La ausencia en la Constitución de la UE de referencias explícitas a las raíces cristianas del continente levanta ampollas en ciertos sectores. Pero también se echan en falta en la Carta Magna otras omisiones más difíciles de justificar.
La ausencia en la futura Constitución de la Unión Europea (UE) de cualquier referencia explícita a las raíces cristianas del continente, está levantando ampollas en ciertos sectores que consideran inadmisible que se desdeñen de este modo las creencias religiosas de los que, según ellos, son legión en esa parcela del mundo.
Sin embargo, la omisión procede, cuando menos por partida triple. Primeramente, porque la inmensa mayoría de los Estados que integran la UE se quieren laicos, es decir, partidarios de mantenerse equidistantes de todas las religiones vigentes en sus respectivos territorios de tal modo que ninguna de ellas esté en condiciones de determinar el comportamiento de los políticos por más feligreses que acumule.
En segundo lugar, porque el predominio del rito musulmán en ciertos países que se podrían incorporar a medio o largo plazo a la UE, como Bosnia o Turquía, desaconsejan cualquier institucionalización de una cristiandad cuyas influencias, para bien y para mal, nadie niega; algo muy distinto es que este ascendiente religioso se escriba con cincel en la Carta Magna europea sacralizando así un parentesco que, en muchas ocasiones, ha resultado perjudicial para una de las partes y que, por ende, no conviene reivindicar a gritos.
En última instancia, y en relación con este inevitable balance de las cosas, conviene recordar que la historia europea está repleta de agujeros negros cavados por una Iglesia, católica sobre todo, pero también protestante, que se opuso sistemáticamente a todo aquello que cuestionara su suprema autoridad, desde los descubrimientos científicos hasta las arengas filosóficas a favor del libre albedrío, lo que la llevó una y otra vez a estar reñida con el progreso.
Concretamente en España, la Iglesia se ha puesto siempre del lado de los poderosos y cuando, en coyunturas extremas, tuvo que apostar por la reconciliación, lo hizo por la guerra.
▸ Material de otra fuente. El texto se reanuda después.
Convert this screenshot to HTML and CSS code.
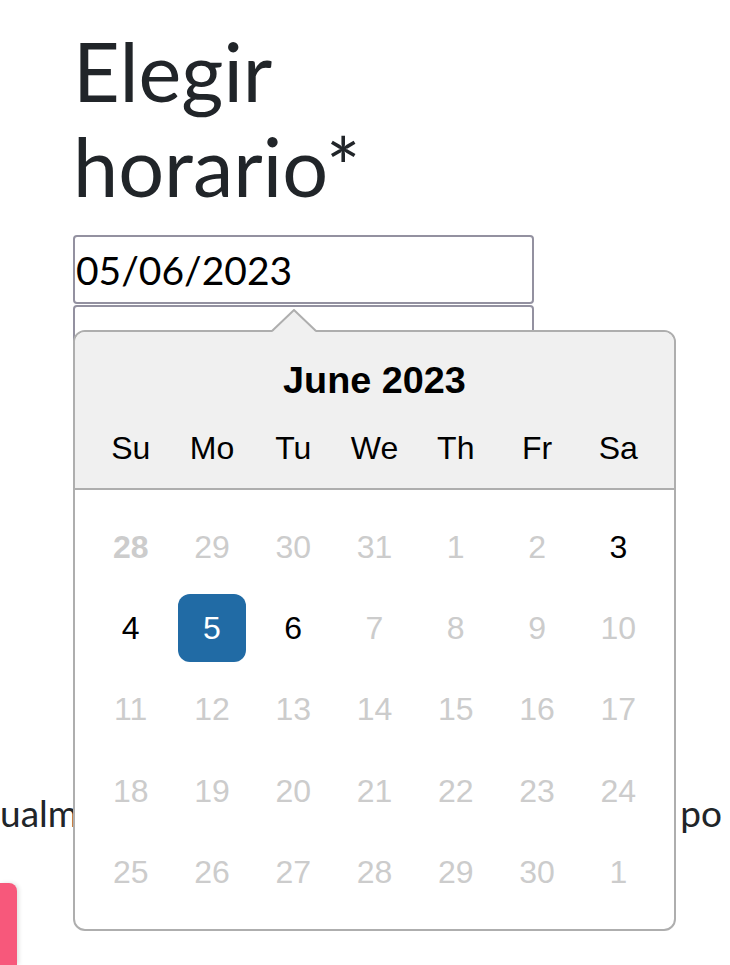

No hay que recurrir por consiguiente a episodios tan clamorosos como el de la Inquisición para cuestionar el papel jugado por los herederos de Pedro durante muchos siglos y en lugares bien distintos.
Esta controvertida actuación, que atañe a todo el clero en general, debiera bastar para desechar cualquier mención del cristianismo en una Constitución destinada a ensalzar las libertades, que aboga por una drástica separación de la Iglesia y el Estado y que considera que el único compromiso moral que contraen los individuos al nacer es con el bienestar de la comunidad a la que pertenecen, entendida ésta en su más amplia acepción.
Marginación de los fenómenos nacionales
La herencia dejada en el continente europeo por las Iglesias mayoritarias es lo bastante polémica como para ahorrarse cualquier agradecimiento a los sucesivos padres del cristianismo, máxime si esta reverencia queda inmortalizada en los libros como así pretendían quienes al final no ganaron.
Por el contrario, existen otras omisiones que son mucho más difíciles de justificar. Las preferencias por la actual configuración política y territorial (Europa de los Estados) y el temor latente a la disgregación continental, han acabado por marginar a los fenómenos nacionales y regionales que tendrían que haber gozado en la Constitución de un espacio mucho más destacado, si convenimos que no hay mejor acuerdo que el que se alcanza desde la diversidad.
También se echa en falta en esta Carta Magna un mayor énfasis a la hora de subrayar algunos enunciados, como el de la necesidad de mantener la cohesión social en la UE en momentos en los que el sistema de varias velocidades podría provocar el rezago de los países con menor potencial económico diluyendo así el espíritu de la colmena que debiera prevalecer entre todos los socios europeos.